Where pairs trading still works
The classic pairs-trading edge in single-name equities is largely arbitraged away, the spreads are too tight and the transaction costs too high for retail-scale strategies. The edge still exists in (a) ETF vs. underlying basket (ETF arbitrage), (b) cross-listed shares (ADR arbitrage), (c) calendar spreads in futures (intra-curve mean reversion), and (d) crypto pairs across exchanges (with appropriate execution infrastructure). For each of these, the fundamental reason for cointegration is strong and the spreads are wide enough to support the strategy.
Conclusion
Cointegration is the mathematical foundation of pairs trading and statistical arbitrage. Engle-Granger and Johansen tests identify cointegrating relationships; rolling spread normalization produces trading signals; half-life estimation calibrates the holding period; and rolling β re-estimation handles slow drift. The strategy is no longer easy money in single-name equities, but the toolkit remains essential for ETF arbitrage, futures spreads, and crypto market-making.
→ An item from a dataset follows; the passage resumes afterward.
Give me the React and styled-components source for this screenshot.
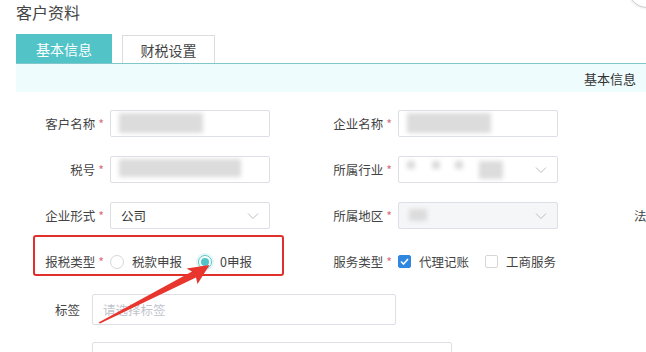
import React from 'react';
import styled, { createGlobalStyle } from 'styled-components';

const GlobalStyle = createGlobalStyle`
  html, body {
    margin: 0;
    padding: 0;
    background: #fff;
    overflow: hidden;
  }
  body {
    font-family: "Noto Sans CJK SC", "Noto Sans", sans-serif;
    color: #333;
  }
`;

const Page = styled.div`
  position: relative;
  width: 646px;
  height: 352px;
  overflow: hidden;
`;

const Title = styled.h1`
  margin: 0;
  padding: 1px 0 0 16px;
  height: 33px;
  font-size: 16px;
  font-weight: 400;
  line-height: 22px;
  color: #444;
`;

const Tabs = styled.div`
  display: flex;
  gap: 10px;
  padding-left: 16px;
  align-items: flex-end;
  height: 29px;
`;

const Tab = styled.div`
  width: ${(p) => (p.$active ? '96px' : '93px')};
  height: ${(p) => (p.$active ? '29px' : '28px')};
  box-sizing: border-box;
  display: flex;
  align-items: center;
  justify-content: center;
  font-size: 14px;
  color: ${(p) => (p.$active ? '#fff' : '#444')};
  background: ${(p) => (p.$active ? '#52c4c8' : '#fff')};
  border: ${(p) => (p.$active ? 'none' : '1px solid #dcdcdc')};
  border-bottom: none;
`;

const SectionBar = styled.div`
  margin-left: 16px;
  height: 28px;
  border-top: 1px solid #80c6cb;
  background: #effcfd;
  display: flex;
  align-items: center;
  justify-content: flex-end;
  padding-right: 10px;
  font-size: 13px;
  color: #333;
`;

const Form = styled.div`
  display: grid;
  grid-template-columns: 288px 288px 288px;
  row-gap: 19px;
  padding: 18px 0 0 24px;
`;

const Field = styled.div`
  display: flex;
  align-items: center;
  gap: 6px;
  height: 27px;
`;

const Label = styled.label`
  width: ${(p) => p.$width || 80}px;
  flex-shrink: 0;
  text-align: right;
  font-size: 12.5px;
  color: #444;
  white-space: nowrap;
`;

const Star = styled.span`
  color: #d9707a;
  margin-left: 3px;
`;

const Input = styled.div`
  position: relative;
  width: ${(p) => p.$width || 160}px;
  height: ${(p) => p.$height || 27}px;
  box-sizing: border-box;
  border: 1px solid #dcdfe6;
  border-radius: 2px;
  background: ${(p) => (p.$disabled ? '#f5f6f8' : '#fff')};
  display: flex;
  align-items: center;
  padding: 0 10px;
  font-size: 12.5px;
  color: #333;
  overflow: hidden;
`;

const Placeholder = styled.span`
  color: #c0c4cc;
`;

const Blur = styled.div`
  position: absolute;
  top: ${(p) => p.$top}px;
  left: ${(p) => p.$left}px;
  width: ${(p) => p.$w}px;
  height: ${(p) => p.$h}px;
  background: #dcdcdc;
  filter: blur(2px);
`;

const Chevron = styled.svg`
  position: absolute;
  right: 10px;
  top: 9px;
  width: 12px;
  height: 8px;
`;

const Choices = styled.div`
  display: flex;
  align-items: center;
  font-size: 12.5px;
  color: #444;
`;

const Radio = styled.span`
  width: 14px;
  height: 14px;
  box-sizing: border-box;
  border-radius: 50%;
  border: 1px solid ${(p) => (p.$checked ? '#52c4c8' : '#d6d6d6')};
  box-shadow: ${(p) => (p.$checked ? '0 0 0 2px #e3f6f7' : 'none')};
  display: inline-flex;
  align-items: center;
  justify-content: center;
  margin: 0 8px 0 ${(p) => p.$gap || 0}px;
  &::after {
    content: '';
    width: 8px;
    height: 8px;
    border-radius: 50%;
    background: ${(p) => (p.$checked ? '#52c4c8' : 'transparent')};
  }
`;

const Check = styled.span`
  width: 13px;
  height: 13px;
  box-sizing: border-box;
  border-radius: 2px;
  border: 1px solid ${(p) => (p.$checked ? '#2f87e0' : '#d6d6d6')};
  background: ${(p) => (p.$checked ? '#2f87e0' : '#fff')};
  display: inline-flex;
  align-items: center;
  justify-content: center;
  margin: 0 8px 0 ${(p) => p.$gap || 0}px;
`;

const WideRows = styled.div`
  display: flex;
  flex-direction: column;
  gap: 17px;
  padding: 19px 0 0 0;
`;

const WideField = styled.div`
  display: flex;
  align-items: center;
  gap: 12px;
`;

const Highlight = styled.div`
  position: absolute;
  left: 33px;
  top: 235px;
  width: 251px;
  height: 41px;
  box-sizing: border-box;
  border: 2.5px solid #e0302c;
  border-radius: 3px;
`;

const Arrow = styled.svg`
  position: absolute;
  left: 0;
  top: 0;
  width: 646px;
  height: 352px;
  pointer-events: none;
`;

const CornerArc = styled.div`
  position: absolute;
  right: -20px;
  top: -30px;
  width: 36px;
  height: 36px;
  border-radius: 50%;
  border: 1px solid #ccc;
  box-shadow: 0 0 3px rgba(0, 0, 0, 0.15);
`;

const ChevronIcon = () => (
  <Chevron viewBox="0 0 12 8">
    <path d="M1 1.5 L6 6.5 L11 1.5" fill="none" stroke="#b8bcc4" strokeWidth="1" />
  </Chevron>
);

const Req = ({ children }) => (
  <>
    {children}
    <Star>*</Star>
  </>
);

export default function App() {
  return (
    <Page>
      <GlobalStyle />
      <Title>客户资料</Title>
      <Tabs>
        <Tab $active>基本信息</Tab>
        <Tab>财税设置</Tab>
      </Tabs>
      <SectionBar>基本信息</SectionBar>

      <Form>
        <Field>
          <Label><Req>客户名称</Req></Label>
          <Input>
            <Blur $left={8} $top={2} $w={84} $h={20} />
          </Input>
        </Field>
        <Field>
          <Label><Req>企业名称</Req></Label>
          <Input>
            <Blur $left={8} $top={2} $w={84} $h={20} />
          </Input>
        </Field>
        <div />

        <Field>
          <Label><Req>税号</Req></Label>
          <Input>
            <Blur $left={8} $top={2} $w={122} $h={18} />
          </Input>
        </Field>
        <Field>
          <Label><Req>所属行业</Req></Label>
          <Input>
            <Blur $left={8} $top={4} $w={8} $h={8} />
            <Blur $left={33} $top={4} $w={8} $h={8} />
            <Blur $left={56} $top={4} $w={8} $h={8} />
            <Blur $left={80} $top={4} $w={24} $h={18} />
            <ChevronIcon />
          </Input>
        </Field>
        <div />

        <Field>
          <Label><Req>企业形式</Req></Label>
          <Input>
            公司
            <ChevronIcon />
          </Input>
        </Field>
        <Field>
          <Label><Req>所属地区</Req></Label>
          <Input $disabled>
            <Blur $left={10} $top={6} $w={18} $h={12} />
            <ChevronIcon />
          </Input>
        </Field>
        <Field>
          <Label $width={84}>法人代表</Label>
        </Field>

        <Field>
          <Label><Req>报税类型</Req></Label>
          <Choices>
            <Radio />
            税款申报
            <Radio $checked $gap={16} />
            0申报
          </Choices>
        </Field>
        <Field>
          <Label><Req>服务类型</Req></Label>
          <Choices>
            <Check $checked>
              <svg width="9" height="7" viewBox="0 0 9 7">
                <path d="M1 3.5 L3.5 6 L8 1" fill="none" stroke="#fff" strokeWidth="1.6" />
              </svg>
            </Check>
            代理记账
            <Check $gap={16} />
            工商服务
          </Choices>
        </Field>
        <div />
      </Form>

      <WideRows>
        <WideField>
          <Label>标签</Label>
          <Input $width={304} $height={31}>
            <Placeholder>请选择标签</Placeholder>
          </Input>
        </WideField>
        <WideField>
          <Label>经营地址</Label>
          <Input $width={360} $height={31}>
            <Placeholder>请输入经营地址</Placeholder>
          </Input>
        </WideField>
      </WideRows>

      <Highlight />
      <Arrow viewBox="0 0 646 352">
        <path
          d="M98.5 322.5 L192 271.5 L186.5 268.5 L209.5 265 L197.5 284 L196 277.5 L100 323.5 Z"
          fill="#e8352d"
        />
      </Arrow>
      <CornerArc />
    </Page>
  );
}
ARIA Analyst uses cointegration-based screens to flag mean-reversion opportunities in its sector basket views. Create a free account to see live pair signals, or read how regime detection integrates with pairs trading (the strategy works in stable regimes and breaks in regime transitions). See also our walk-forward backtesting guide for honest validation methodology.
Frequently asked questions
What is the difference between correlation and cointegration?
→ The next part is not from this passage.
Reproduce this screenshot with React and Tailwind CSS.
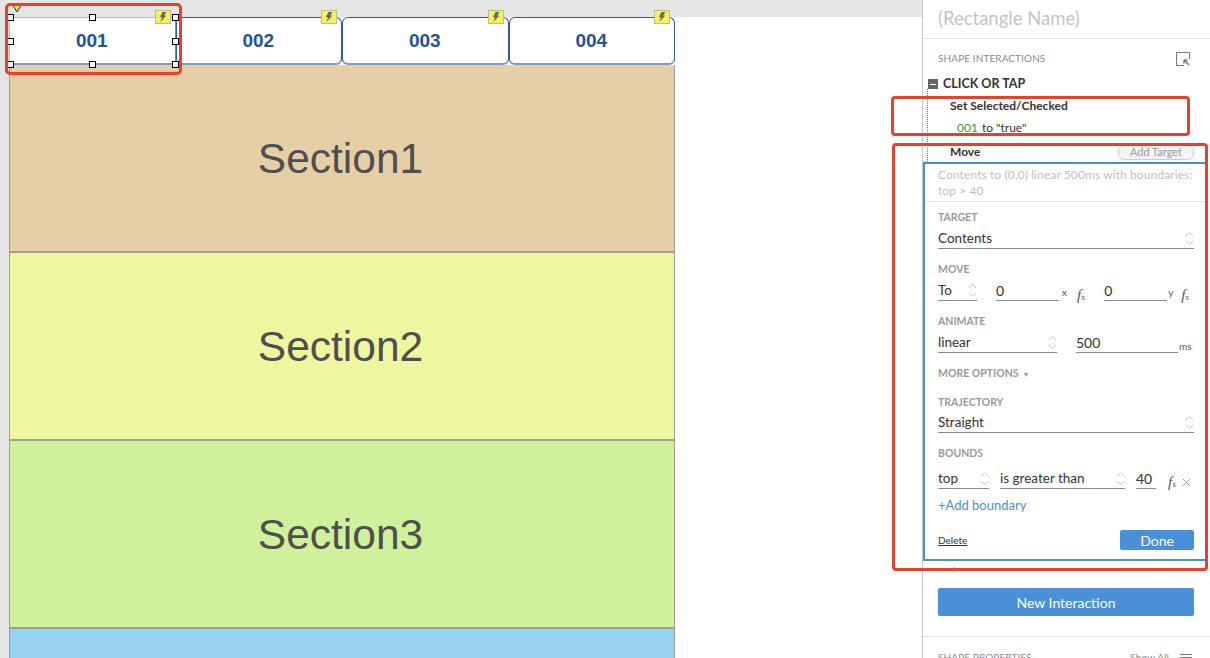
import React from "react";

const tabs = ["001", "002", "003", "004"];

const sections = [
  { name: "Section1", color: "bg-[#e6cfa6]" },
  { name: "Section2", color: "bg-[#eff6a0]" },
  { name: "Section3", color: "bg-[#d0f19c]" },
];

function Bolt() {
  return (
    <span className="absolute top-[-8px] right-[4px] flex h-[14px] w-[16px] items-center justify-center border border-[#bdbd84] bg-[#f6f163]">
      <svg width="8" height="10" viewBox="0 0 8 10">
        <path d="M3.5 0 L7.5 0 L5.2 3.4 L7.4 3.4 L1.4 10 L3 5.2 L0.8 5.2 Z" fill="#6b6b50" />
      </svg>
    </span>
  );
}

function Handle({ className }) {
  return <span className={"absolute h-[7px] w-[7px] border border-black bg-white " + className} />;
}

function Updown({ className = "" }) {
  return (
    <svg width="9" height="15" viewBox="0 0 9 15" className={"shrink-0 " + className}>
      <path d="M1 5 L4.5 1.5 L8 5 M1 10 L4.5 13.5 L8 10" fill="none" stroke="#c9c9c9" strokeWidth="1" />
    </svg>
  );
}

function Fx({ className = "" }) {
  return (
    <span className={"shrink-0 font-['Liberation_Serif',serif] text-[15px] leading-none text-[#555] italic " + className}>
      f<span className="text-[8px] not-italic">x</span>
    </span>
  );
}

function Label({ children, className = "" }) {
  return (
    <div className={"flex items-center text-[10.5px] font-bold text-[#999] uppercase " + className}>
      {children}
    </div>
  );
}

function Select({ value, className = "" }) {
  return (
    <div className={"flex h-[21px] items-center justify-between border-b border-[#8c8c8c] text-[13.5px] text-[#333] " + className}>
      <span>{value}</span>
      <Updown />
    </div>
  );
}

function Input({ value, className = "" }) {
  return (
    <div className={"flex h-[21px] items-center border-b border-[#8c8c8c] text-[14px] text-[#333] " + className}>
      {value}
    </div>
  );
}

function Canvas() {
  return (
    <div className="relative h-full w-[922px] shrink-0 overflow-hidden bg-white">
      <div className="h-[17px] bg-[#e5e5e5]" />
      <div className="absolute top-0 bottom-0 left-0 w-[9px] bg-[#e5e5e5]" />
      <div className="ml-[9px] w-[666px]">
        <div className="grid h-[48px] grid-cols-4">
          {tabs.map((t, i) => (
            <div
              key={t}
              className={
                "relative flex items-center justify-center rounded-[6px] border border-b-[2px] border-[#2c5a9e] border-b-[#7b9cc7] bg-white pt-[2px] pr-[1px] font-['Liberation_Sans',sans-serif] text-[19px] font-bold text-[#23529b] " +
                (i === 0 ? "rounded-none border-[#7fd0d8] border-r-[#5f8fc4] border-b-[#5cc4c4]" : "")
              }
            >
              {t}
              <Bolt />
            </div>
          ))}
        </div>
        {sections.map((s) => (
          <div
            key={s.name}
            className={"flex h-[188px] items-center justify-center border-x border-b-[2px] border-x-[#9d9d9d] border-b-[#9d9d9d] pt-[2px] pr-[3px] font-['Liberation_Sans',sans-serif] text-[42.5px] text-[#4f4f4f] " + s.color}
          >
            {s.name}
          </div>
        ))}
        <div className="h-[40px] border-x border-[#9d9d9d] bg-[#97d1f1]" />
      </div>

      {/* selection on tab 001 */}
      <svg width="10" height="8" viewBox="0 0 10 8" className="absolute top-[5px] left-[12px]">
        <path d="M1 0.5 L9 0.5 L5 7 Z" fill="#f3dc4a" stroke="#333" strokeWidth="1" />
      </svg>
      <Handle className="top-[14px] left-[7px]" />
      <Handle className="top-[14px] left-[89px]" />
      <Handle className="top-[14px] left-[172px]" />
      <Handle className="top-[38px] left-[7px]" />
      <Handle className="top-[38px] left-[172px]" />
      <Handle className="top-[61px] left-[7px]" />
      <Handle className="top-[61px] left-[89px]" />
      <Handle className="top-[61px] left-[172px]" />
    </div>
  );
}

function Panel() {
  return (
    <div className="h-full flex-1 overflow-hidden border-l border-[#c8c8c8] bg-white font-['Lato',sans-serif]">
      <div className="flex h-[39px] items-center border-b border-[#e3e3e3] pb-[1px] pl-[15px] text-[18.5px] text-[#c4c4c4]">
        (Rectangle Name)
      </div>

      <div className="flex h-[37px] items-center justify-between pt-[2px] pr-[19px] pl-[15px] text-[10px] tracking-[0.1px] text-[#8a8a8a]">
        <span>SHAPE INTERACTIONS</span>
        <svg width="15" height="14" viewBox="0 0 15 14">
          <path d="M8 13.5 H0.5 V0.5 H13.5 V7" fill="none" stroke="#777" strokeWidth="1" />
          <path d="M8 8 L13 13 M8 8 H11.5 M8 8 V11.5" fill="none" stroke="#777" strokeWidth="1.5" />
        </svg>
      </div>

      <div className="relative">
        <div className="absolute top-[13px] bottom-0 left-[4px] border-l border-dotted border-[#777]" />
        <div className="flex h-[14px] items-center pt-[2px] pl-[5px] text-[12.5px] font-bold text-[#333]">
          <span className="mr-[5px] flex h-[10px] w-[10px] items-center justify-center bg-[#666]">
            <span className="h-px w-[6px] bg-white" />
          </span>
          CLICK OR TAP
        </div>
        <div className="mt-[9px] flex h-[14px] items-center pl-[27px] text-[12px] font-bold text-[#333]">
          Set Selected/Checked
        </div>
        <div className="mt-[8px] flex h-[14px] items-center pl-[34px] text-[12px] text-[#333]">
          <span className="mr-[4px] text-[#3c9a35]">001</span> to "true"
        </div>
        <div className="mt-[9px] flex h-[16px] items-center justify-between pr-[16px] pl-[27px] text-[12px] font-bold text-[#333]">
          Move
          <span className="flex h-[15px] w-[76px] items-center justify-center rounded-[6px] border border-[#ccc] bg-[#f5f5f5] text-[11px] font-normal text-[#999]">
            Add Target
          </span>
        </div>
        <div className="h-[2px]" />
      </div>

      <div className="mr-[3px] h-[399px] border-2 border-[#4a90d9]">
        <div className="h-[38px] border-b border-[#e3e3e3] pt-[3px] pr-[4px] pl-[13px] text-[12px] leading-[16px] tracking-[0.1px] text-[#c0c0c0]">
          Contents to (0,0) linear 500ms with boundaries:
          <br />
          top &gt; 40
        </div>

        <div className="pr-[11px] pl-[13px]">
          <Label className="mt-[10px] h-[12px]">Target</Label>
          <Select value="Contents" className="mt-[4px]" />

          <Label className="mt-[15px] h-[12px]">Move</Label>
          <div className="mt-[4px] flex items-end">
            <Select value="To" className="w-[39px]" />
            <Input value="0" className="ml-[19px] w-[63px]" />
            <span className="mb-[4px] ml-[3px] w-[6px] text-[10px] leading-none text-[#555]">x</span>
            <Fx className="mb-[-2px] ml-[9px]" />
            <Input value="0" className="ml-[19px] w-[63px]" />
            <span className="mb-[4px] ml-[1px] w-[6px] text-[10px] leading-none text-[#555]">y</span>
            <Fx className="mb-[-2px] ml-[7px]" />
          </div>

          <Label className="mt-[15px] h-[12px]">Animate</Label>
          <div className="mt-[4px] flex items-end">
            <Select value="linear" className="w-[119px]" />
            <Input value="500" className="ml-[19px] w-[102px]" />
            <span className="mb-[2px] ml-[1px] text-[10px] leading-none text-[#555]">ms</span>
          </div>

          <Label className="mt-[15px] h-[12px]">
            More options <span className="ml-[4px] text-[7px]">▼</span>
          </Label>

          <Label className="mt-[17px] h-[12px]">Trajectory</Label>
          <Select value="Straight" className="mt-[3px]" />

          <Label className="mt-[15px] h-[12px]">Bounds</Label>
          <div className="mt-[8px] flex items-end">
            <Select value="top" className="w-[51px]" />
            <Select value="is greater than" className="ml-[11px] w-[125px]" />
            <Input value="40" className="ml-[11px] w-[20px]" />
            <Fx className="mb-[-1px] ml-[12px]" />
            <svg width="9" height="9" viewBox="0 0 9 9" className="mb-[2px] ml-[6px]">
              <path d="M1 1 L8 8 M8 1 L1 8" stroke="#999" strokeWidth="1" />
            </svg>
          </div>

          <div className="mt-[9px] flex h-[16px] items-center text-[13px] text-[#4a90d9]">+Add boundary</div>

          <div className="mt-[16px] flex items-center justify-between">
            <span className="text-[10px] text-[#333] underline">Delete</span>
            <span className="flex h-[20px] w-[74px] items-center justify-center rounded-[2px] bg-[#4a90d9] text-[14px] text-white">
              Done
            </span>
          </div>
        </div>
      </div>

      <div className="flex h-[27px] items-start pl-[28px] text-[11px] leading-[16px] text-[#999]">+</div>

      <div className="pr-[16px] pl-[15px]">
        <div className="flex h-[28px] items-center justify-center rounded-[2px] bg-[#4a90d9] text-[14px] text-white">
          New Interaction
        </div>
      </div>

      <div className="mt-[20px] flex h-[40px] items-start justify-between border-t border-[#e3e3e3] pt-[13px] pr-[18px] pl-[15px] text-[10px] tracking-[0.1px] text-[#8a8a8a]">
        <span>SHAPE PROPERTIES</span>
        <span className="flex items-center gap-[11px]">
          Show All
          <span className="flex w-[12px] flex-col gap-[2px]">
            <span className="h-[1px] bg-[#777]" />
            <span className="h-[1px] bg-[#777]" />
            <span className="h-[1px] bg-[#777]" />
          </span>
        </span>
      </div>
    </div>
  );
}

export default function App() {
  return (
    <div className="relative flex h-[658px] w-[1210px] overflow-hidden bg-white">
      <Canvas />
      <Panel />

      {/* red annotations */}
      <div className="absolute top-[3px] left-[5px] h-[72px] w-[177px] rounded-[5px] border-[3px] border-[#e8402a]" />
      <div className="absolute top-[96px] left-[891px] h-[40px] w-[299px] rounded-[4px] border-[3px] border-[#e8402a]" />
      <div className="absolute top-[143px] left-[892px] h-[428px] w-[316px] rounded-[4px] border-[3px] border-[#e8402a]" />
    </div>
  );
}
Correlation measures the linear relationship between two return series, a moment-to-moment association. Cointegration is a long-run equilibrium relationship between two price series. Two assets can be highly correlated in returns without being cointegrated in prices (their long-run ratio can drift), and two assets can be cointegrated in prices without having particularly high return correlation. For pairs trading, you want cointegration, not correlation.
How long does a cointegrating relationship typically last?
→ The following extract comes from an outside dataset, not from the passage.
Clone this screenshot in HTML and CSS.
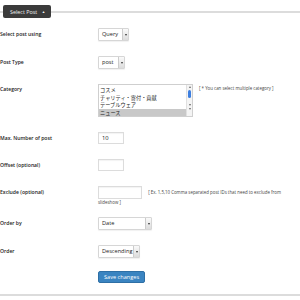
FILE: index.html
```html
<!DOCTYPE html>
<html lang="en">
<head>
    <meta charset="UTF-8">
    <meta name="viewport" content="width=device-width, initial-scale=1.0">
    <title>Select Post</title>
    <link rel="stylesheet" href="styles.css">
</head>
<body>
    <div class="panel">
        <div class="panel-head">
            <span class="rule rule-left"></span>
            <span class="tab">Select Post <span class="caret">&#9650;</span></span>
            <span class="rule"></span>
        </div>

        <form class="settings">
            <div class="row">
                <label>Select post using</label>
                <div class="field">
                    <div class="select w-query"><span class="value">Query</span><span class="arrow"></span></div>
                </div>
            </div>

            <div class="row">
                <label>Post Type</label>
                <div class="field">
                    <div class="select w-post"><span class="value">post</span><span class="arrow"></span></div>
                </div>
            </div>

            <div class="row row-tall">
                <label>Category</label>
                <div class="field">
                    <div class="listbox">
                        <ul class="options">
                            <li>コスメ</li>
                            <li>チャリティ・寄付・貢献</li>
                            <li>テーブルウェア</li>
                            <li class="selected">ニュース</li>
                        </ul>
                        <div class="scrollbar">
                            <span class="sb-up"></span>
                            <span class="sb-thumb"></span>
                            <span class="sb-down"></span>
                            <span class="sb-down"></span>
                        </div>
                    </div>
                    <span class="hint hint-side">[ * You can select multiple category ]</span>
                </div>
            </div>

            <div class="row">
                <label>Max. Number of post</label>
                <div class="field">
                    <input type="text" class="text w-small" value="10">
                </div>
            </div>

            <div class="row">
                <label>Offset (optional)</label>
                <div class="field">
                    <input type="text" class="text w-small" value="">
                </div>
            </div>

            <div class="row">
                <label>Exclude (optional)</label>
                <div class="field field-wrap">
                    <input type="text" class="text w-wide" value="">
                    <span class="hint">[ Ex. 1,5,10 Comma separated post IDs that need to exclude from slideshow ]</span>
                </div>
            </div>

            <div class="row">
                <label>Order by</label>
                <div class="field">
                    <div class="select w-orderby"><span class="value">Date</span><span class="arrow"></span></div>
                </div>
            </div>

            <div class="row">
                <label>Order</label>
                <div class="field">
                    <div class="select w-order"><span class="value">Descending</span><span class="arrow"></span></div>
                </div>
            </div>

            <div class="row row-actions">
                <label></label>
                <div class="field">
                    <button type="submit" class="save">Save changes</button>
                </div>
            </div>
        </form>

        <div class="panel-foot"></div>
    </div>
</body>
</html>
```

FILE: styles.css
```css
body {
    margin: 0;
    background: #fff;
    font-family: "Open Sans", Arial, sans-serif;
    color: #222;
}

.panel {
    width: 300px;
    height: 300px;
    overflow: hidden;
}

.panel-head {
    display: flex;
    align-items: center;
    padding-top: 5px;
    height: 13px;
}

.rule {
    flex: 1;
    height: 2px;
    background: #dcdcdc;
}

.rule-left {
    flex: 0 0 3px;
}

.tab {
    background: #3b3b3b;
    color: #f2f2f2;
    font-size: 5.4px;
    height: 13px;
    line-height: 13px;
    padding: 0 6px 0 7px;
    border-radius: 2px;
    white-space: nowrap;
}

.tab .caret {
    font-size: 3.6px;
    margin-left: 3px;
    vertical-align: 1px;
}

.settings {
    display: flex;
    flex-direction: column;
    gap: 15px;
    margin-top: 10px;
}

.row {
    display: flex;
    align-items: flex-start;
}

.row label {
    flex: 0 0 98px;
    font-size: 5.1px;
    font-weight: 600;
    line-height: 12px;
    white-space: nowrap;
    color: #1a1a1a;
}

.row-tall label {
    line-height: 8px;
    padding-top: 1px;
}

.row-actions {
    margin-top: -2px;
}

.field {
    display: flex;
    align-items: flex-start;
}

.select {
    display: flex;
    height: 11px;
    border: 1px solid #d6d6d6;
    border-radius: 1px;
    background: #fff;
    box-shadow: 0 1px 1px rgba(0, 0, 0, 0.06);
    font-size: 5.6px;
    line-height: 11px;
}

.select .value {
    flex: 1;
    padding-left: 3px;
    color: #222;
}

.select .arrow {
    width: 5px;
    border-left: 1px solid #ccc;
    background: linear-gradient(#fafafa, #dcdcdc);
    display: flex;
    align-items: center;
    justify-content: center;
}

.select .arrow::after {
    content: "";
    border-left: 1.5px solid transparent;
    border-right: 1.5px solid transparent;
    border-top: 2px solid #333;
}

.w-query { width: 29px; }
.w-post { width: 25px; }
.w-orderby { width: 52px; }
.w-order { width: 40px; }

.listbox {
    display: flex;
    width: 93px;
    height: 31px;
    border: 1px solid #cfcfcf;
    background: #fff;
}

.options {
    flex: 1;
    list-style: none;
    margin: 0;
    padding: 1px 0 0;
    font-family: "Noto Sans CJK JP", sans-serif;
    font-size: 5.2px;
}

.options li {
    height: 7.5px;
    line-height: 7.5px;
    padding-left: 1px;
    color: #222;
}

.options li.selected {
    background: #c8c8c8;
}

.scrollbar {
    width: 5px;
    display: flex;
    flex-direction: column;
    align-items: center;
    padding-top: 1px;
    gap: 2px;
    background: #f4f4f4;
    border-left: 1px solid #e0e0e0;
}

.sb-up::after,
.sb-down::after {
    content: "";
    display: block;
    border-left: 1.5px solid transparent;
    border-right: 1.5px solid transparent;
}

.sb-up::after {
    border-bottom: 2px solid #666;
}

.sb-down::after {
    border-top: 2px solid #666;
}

.sb-thumb {
    width: 3px;
    height: 8px;
    border-radius: 2px;
    background: #3d7fe0;
    margin-bottom: 4px;
}

.hint {
    font-size: 4.4px;
    color: #444;
    line-height: 8px;
}

.hint-side {
    margin-left: 6px;
}

.text {
    box-sizing: border-box;
    height: 12px;
    margin: 0;
    padding: 0 3px;
    border: 1px solid #dcdcdc;
    box-shadow: inset 0 1px 1px rgba(0, 0, 0, 0.05);
    font-family: "Open Sans", Arial, sans-serif;
    font-size: 5.8px;
    color: #222;
}

.w-small { width: 26px; }
.w-wide { width: 44px; height: 13px; }

.field-wrap {
    display: block;
    width: 188px;
    font-size: 4.4px;
    line-height: 7px;
    margin-bottom: -4px;
}

.field-wrap .text {
    vertical-align: middle;
    margin-right: 5px;
}

.field-wrap .hint {
    line-height: 7px;
}

.save {
    height: 12px;
    padding: 0 5px;
    border: 1px solid #2e6fa5;
    border-radius: 2px;
    background: #3a84c1;
    color: #fff;
    font-family: "Open Sans", Arial, sans-serif;
    font-size: 5.6px;
    line-height: 10px;
    cursor: pointer;
}

.panel-foot {
    margin-top: 11px;
    height: 2px;
    background: #dcdcdc;
}
```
For fundamental-driven pairs (e.g., a stock vs. its sector ETF, or two stocks in the same industry with similar business models), cointegration is stable for years. For relationships driven by transient factors (a temporary M&A premium, a calendar effect), it can break within months. Always re-test cointegration on a rolling window, a relationship that was cointegrated last year may not be this year, and a backtest that assumes a static cointegrating relationship will overestimate live performance.
Can I pairs-trade individual stocks profitably as a retail investor?
Probably not, at scale. Single-name equity pairs trading is heavily competed and the spreads are tight. The transaction cost wall, round-trip 10-20 bp plus borrow costs on the short leg, eats most of the edge. Better retail applications of cointegration logic are ETF-vs-basket arbitrage, sector-rotation strategies (cointegration between sector ETFs and benchmark), and crypto pairs across exchanges where infrastructure friction creates persistent spreads.